I meet regularly with both officers and elected councillors from Brighton and Hove and from East Sussex County Council and also with a range of other local bodies (such as the Chamber of Commerce).  We are working closely with the University of Brighton around developing a joint approach to working with local government to ensure that we can make a strong contribution.

Prof Michael Davies, our Pro-Vice-Chancellor (Research), sits on the Greater Brighton Economic Board, which was set up in 2014 as a partnership between local authorities in Brighton and Hove, Worthing, Adur, Mid Sussex and Lewes. One of the key projects in the Greater Brighton City Region to receive government funding over the coming year is the £5.5million Sussex Bio-Innovation Centre, which will be part of our new Life Sciences building on campus.

It’s great to hear that the University is keen to work with the local communities. From what is listed on the website of the Sussex Community Festival, the emphasis is put much on "business" and what academics can "offer" to the local communities. Will the University consider forging more equal and fluid partnerships with the local communities and addressing existing and emerging "real-world" issues that are not "business" in nature?
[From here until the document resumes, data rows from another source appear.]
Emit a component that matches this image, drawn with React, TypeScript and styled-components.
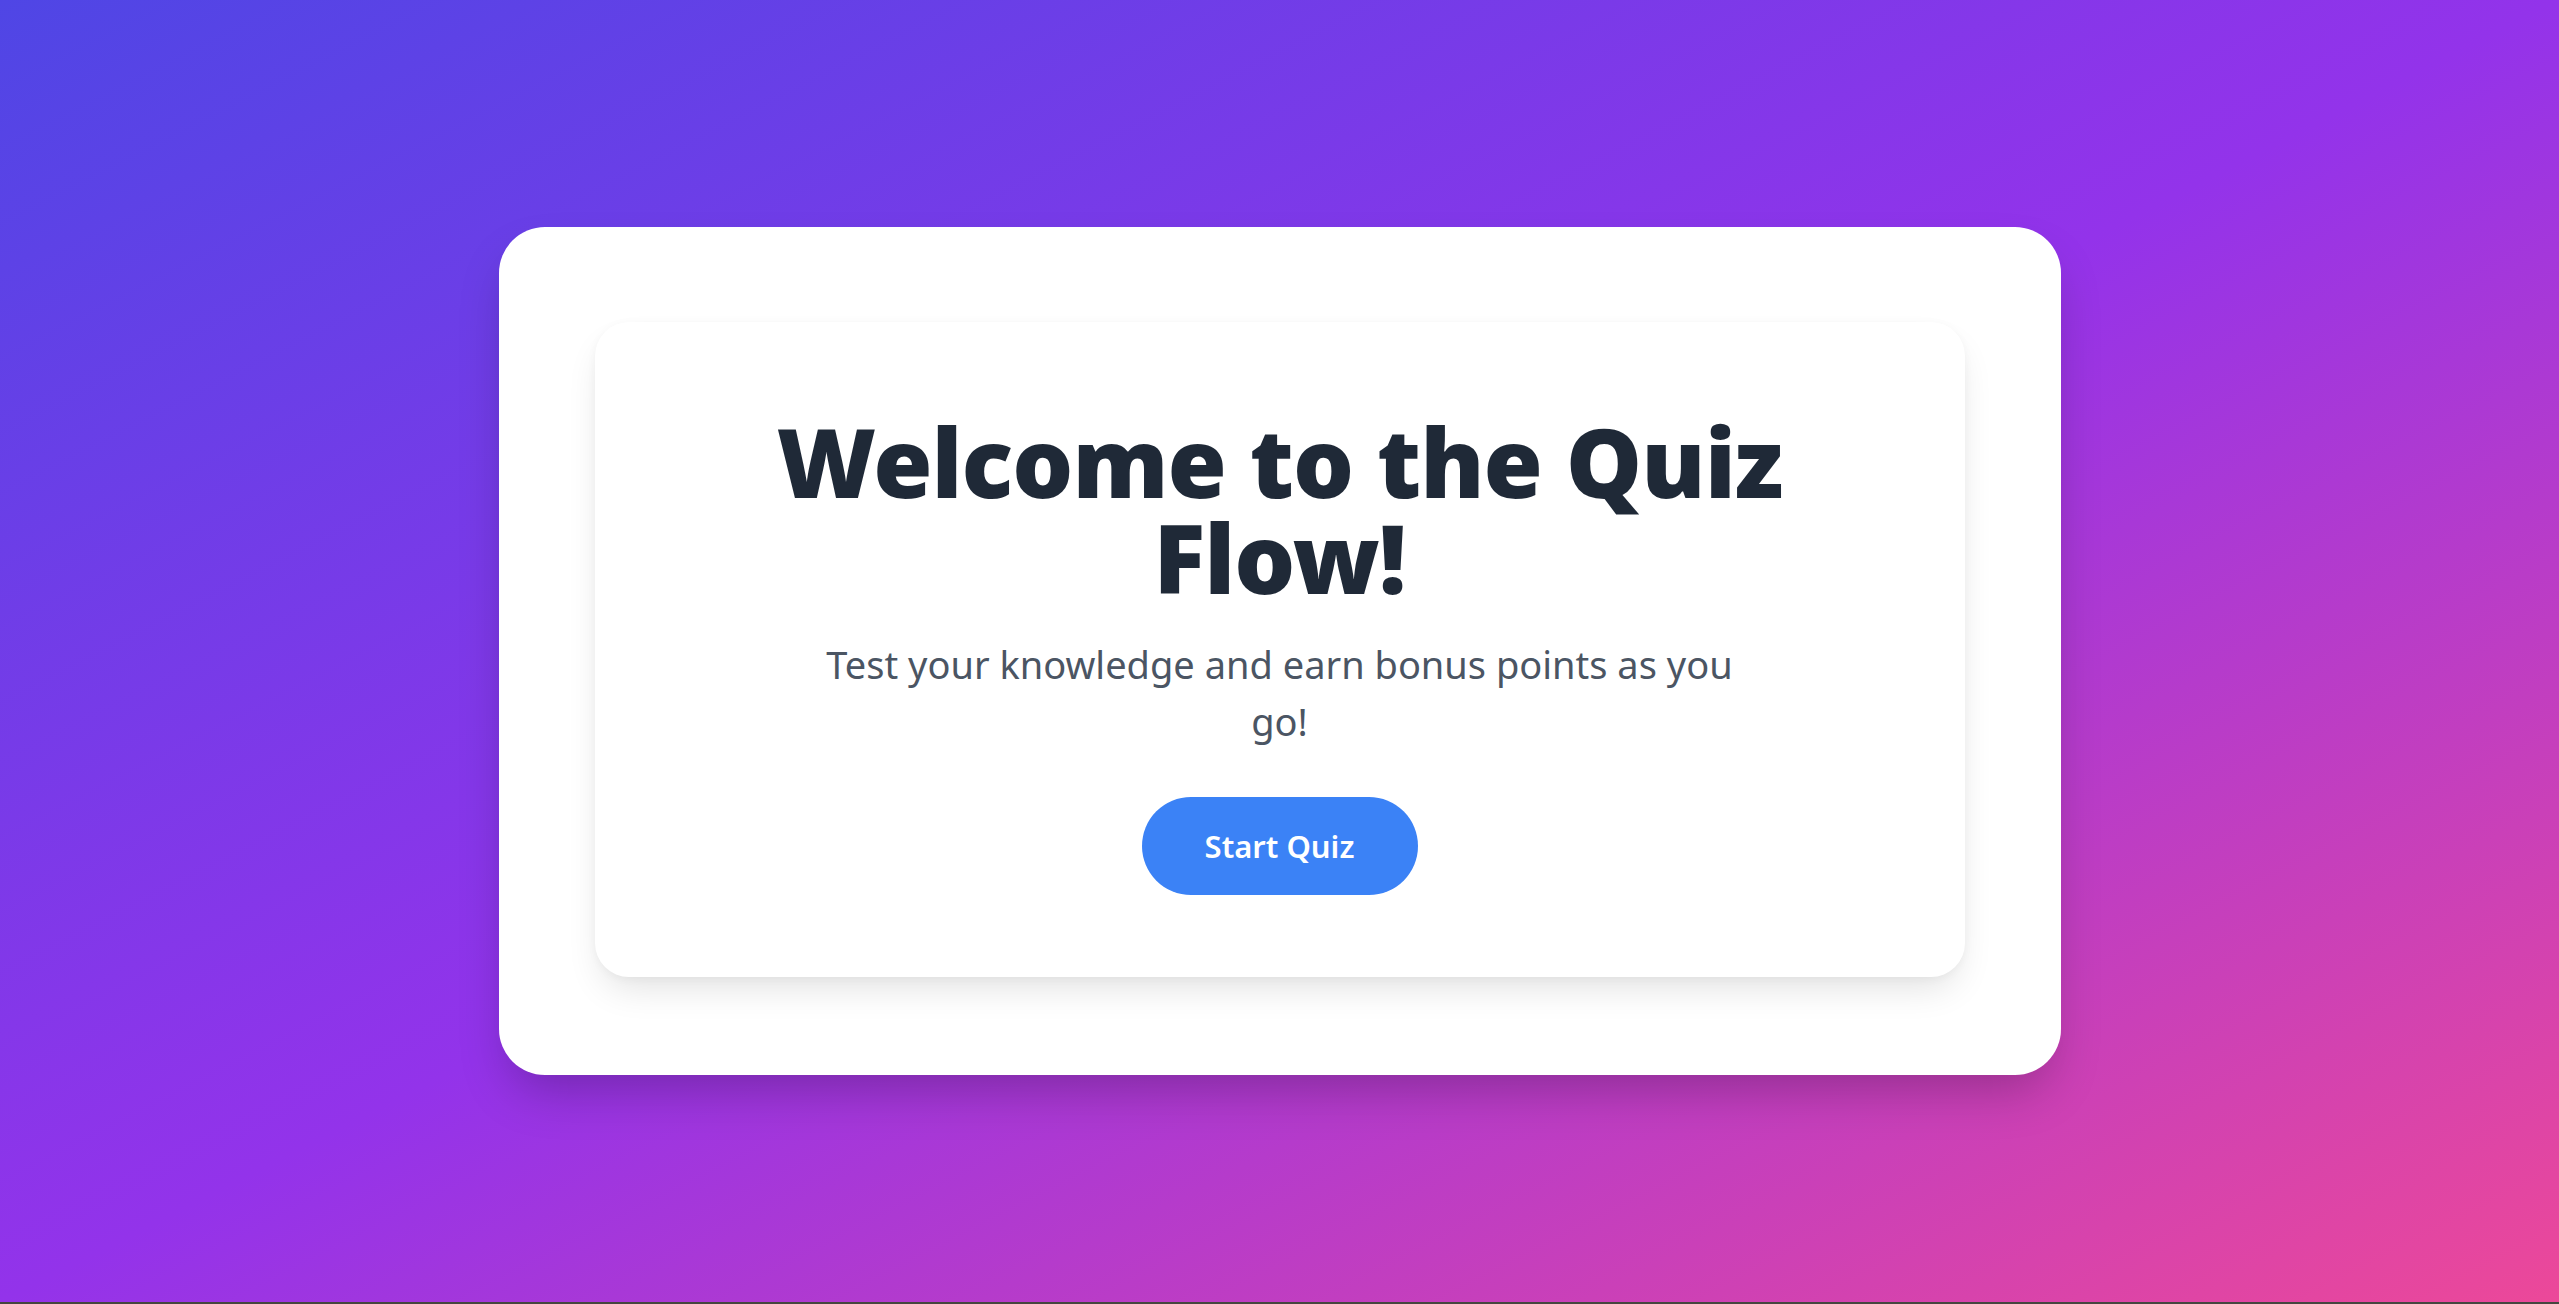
import React from "react";
import styled, { createGlobalStyle } from "styled-components";

const GlobalStyle = createGlobalStyle`
  html, body {
    margin: 0;
    padding: 0;
    background: #45463f;
  }
  * {
    box-sizing: border-box;
  }
`;

const Page = styled.div`
  min-height: calc(100vh - 2px);
  display: flex;
  align-items: center;
  justify-content: center;
  background: linear-gradient(to bottom right, #4f46e5, #9333ea 50%, #ec4899);
  font-family: "Noto Sans", "Open Sans", sans-serif;
`;

const Shell = styled.div`
  width: 1562px;
  padding: 95px 96px 98px;
  background: #ffffff;
  border-radius: 46px;
  box-shadow: 0 25px 50px -12px rgba(0, 0, 0, 0.25);
`;

const Card = styled.div`
  display: flex;
  flex-direction: column;
  align-items: center;
  padding: 91px 80px 82px;
  background: #ffffff;
  border-radius: 34px;
  box-shadow: 0 18px 36px -8px rgba(0, 0, 0, 0.12), 0 2px 10px rgba(0, 0, 0, 0.04);
  text-align: center;
`;

const Title = styled.h1`
  margin: 0 0 31px;
  max-width: 1100px;
  font-size: 96px;
  line-height: 96px;
  font-weight: 900;
  letter-spacing: -1px;
  color: #1f2937;
`;

const Subtitle = styled.p`
  margin: 0 0 47px;
  max-width: 950px;
  font-size: 38px;
  line-height: 57px;
  font-weight: 400;
  color: #4b5563;
`;

const StartButton = styled.button`
  width: 276px;
  height: 98px;
  border: none;
  border-radius: 999px;
  background: #3b82f6;
  color: #ffffff;
  font-family: inherit;
  font-size: 31px;
  font-weight: 600;
  cursor: pointer;
`;

export default function App() {
  return (
    <>
      <GlobalStyle />
      <Page>
        <Shell>
          <Card>
            <Title>Welcome to the Quiz Flow!</Title>
            <Subtitle>Test your knowledge and earn bonus points as you go!</Subtitle>
            <StartButton>Start Quiz</StartButton>
          </Card>
        </Shell>
      </Page>
    </>
  );
}
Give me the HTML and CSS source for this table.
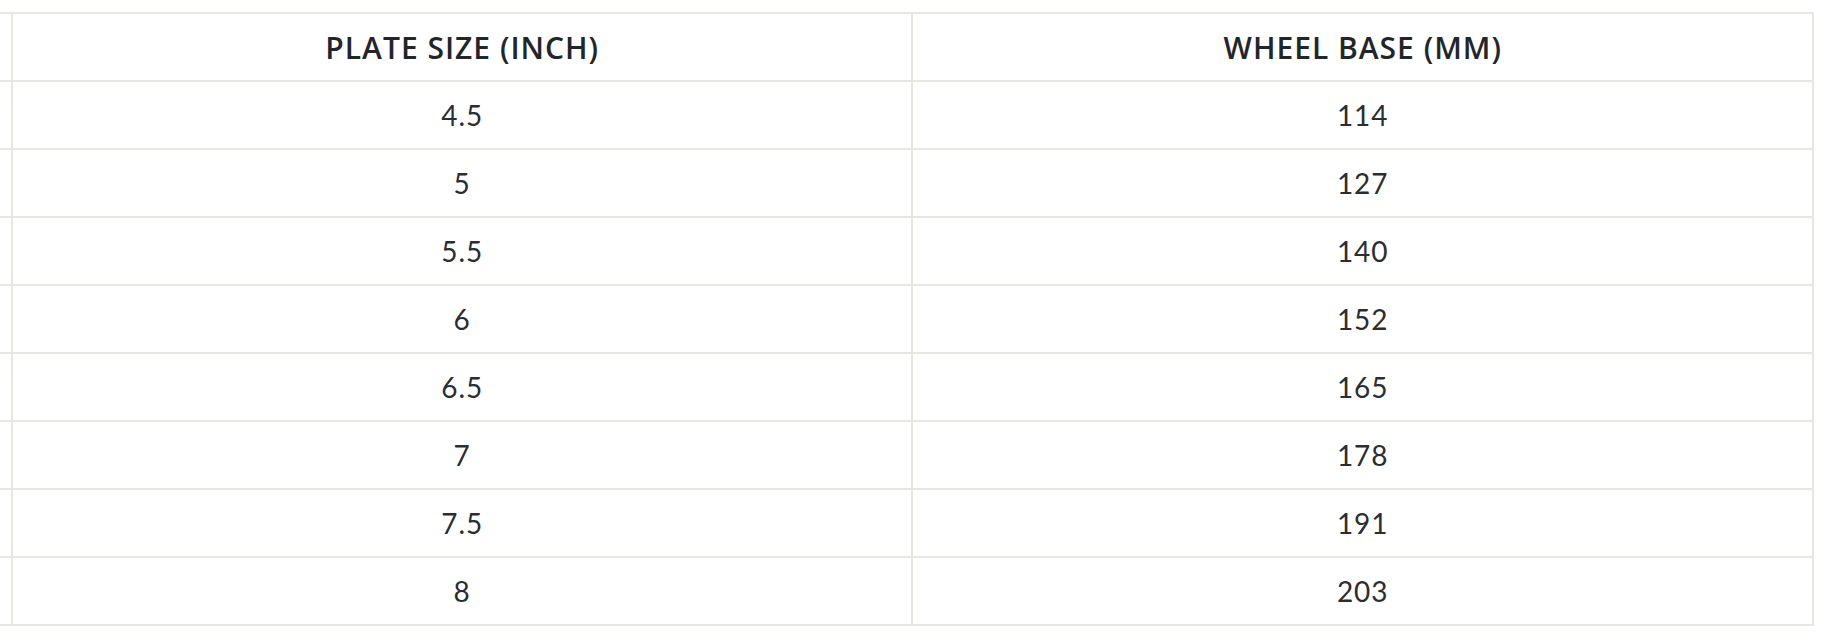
FILE: index.html
```html
<!DOCTYPE html>
<html lang="en">
<head>
<meta charset="utf-8">
<title>Plate size and wheel base</title>
<link rel="stylesheet" href="styles.css">
</head>
<body>
<div class="wrap">
<table class="sizes">
<thead>
<tr><th class="cut"></th><th>Plate Size (Inch)</th><th>Wheel Base (mm)</th></tr>
</thead>
<tbody>
<tr><td class="cut"></td><td>4.5</td><td>114</td></tr>
<tr><td class="cut"></td><td>5</td><td>127</td></tr>
<tr><td class="cut"></td><td>5.5</td><td>140</td></tr>
<tr><td class="cut"></td><td>6</td><td>152</td></tr>
<tr><td class="cut"></td><td>6.5</td><td>165</td></tr>
<tr><td class="cut"></td><td>7</td><td>178</td></tr>
<tr><td class="cut"></td><td>7.5</td><td>191</td></tr>
<tr><td class="cut"></td><td>8</td><td>203</td></tr>
</tbody>
</table>
</div>
</body>
</html>
```
FILE: styles.css
```css
html, body {
  margin: 0;
  padding: 0;
  background: #ffffff;
}
body {
  font-family: Lato, "Open Sans", "Liberation Sans", sans-serif;
  color: #212529;
}
.wrap {
  padding-top: 12px;
}
.sizes {
  border-collapse: separate;
  border-spacing: 0;
  table-layout: fixed;
  width: 1814px;
  border-top: 2px solid #e8e7e1;
}
.sizes th,
.sizes td {
  height: 66px;
  padding: 0;
  text-align: center;
  vertical-align: middle;
  border-right: 2px solid #e8e7e1;
  border-bottom: 2px solid #e8e7e1;
  box-sizing: content-box;
  width: 898px;
}
.sizes th {
  font-family: "Open Sans", Lato, sans-serif;
  font-size: 30px;
  font-weight: 600;
  letter-spacing: 1px;
  text-transform: uppercase;
  color: #22262b;
}
.sizes td {
  font-size: 28px;
  font-weight: 400;
  letter-spacing: 1px;
  color: #2a2d31;
}
.sizes .cut {
  width: 11px;
}
```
Discussions in recent months as part of the development our new strategy have shown that staff and students are keen for the University to engage even more closely with the community and the wider region. The conversations have demonstrated a wish for us to play more of a part to help locally - for example in partnership with charities, social enterprises and so on. We are keen to maintain and develop our links with the city of Brighton and Hove and the south-east region, and we are conscious of our social, economic and cultural responsibilities in the local area. The survey of volunteering activities by staff that we will be launching in July will help us to identify new opportunities for networking with charities and community partners. 

Politics and world affairs

What is the naughtiest thing you've ever done? Please don't say it has anything to do with fields of wheat!

I’m invoking the 5th Amendment on this, I’m afraid.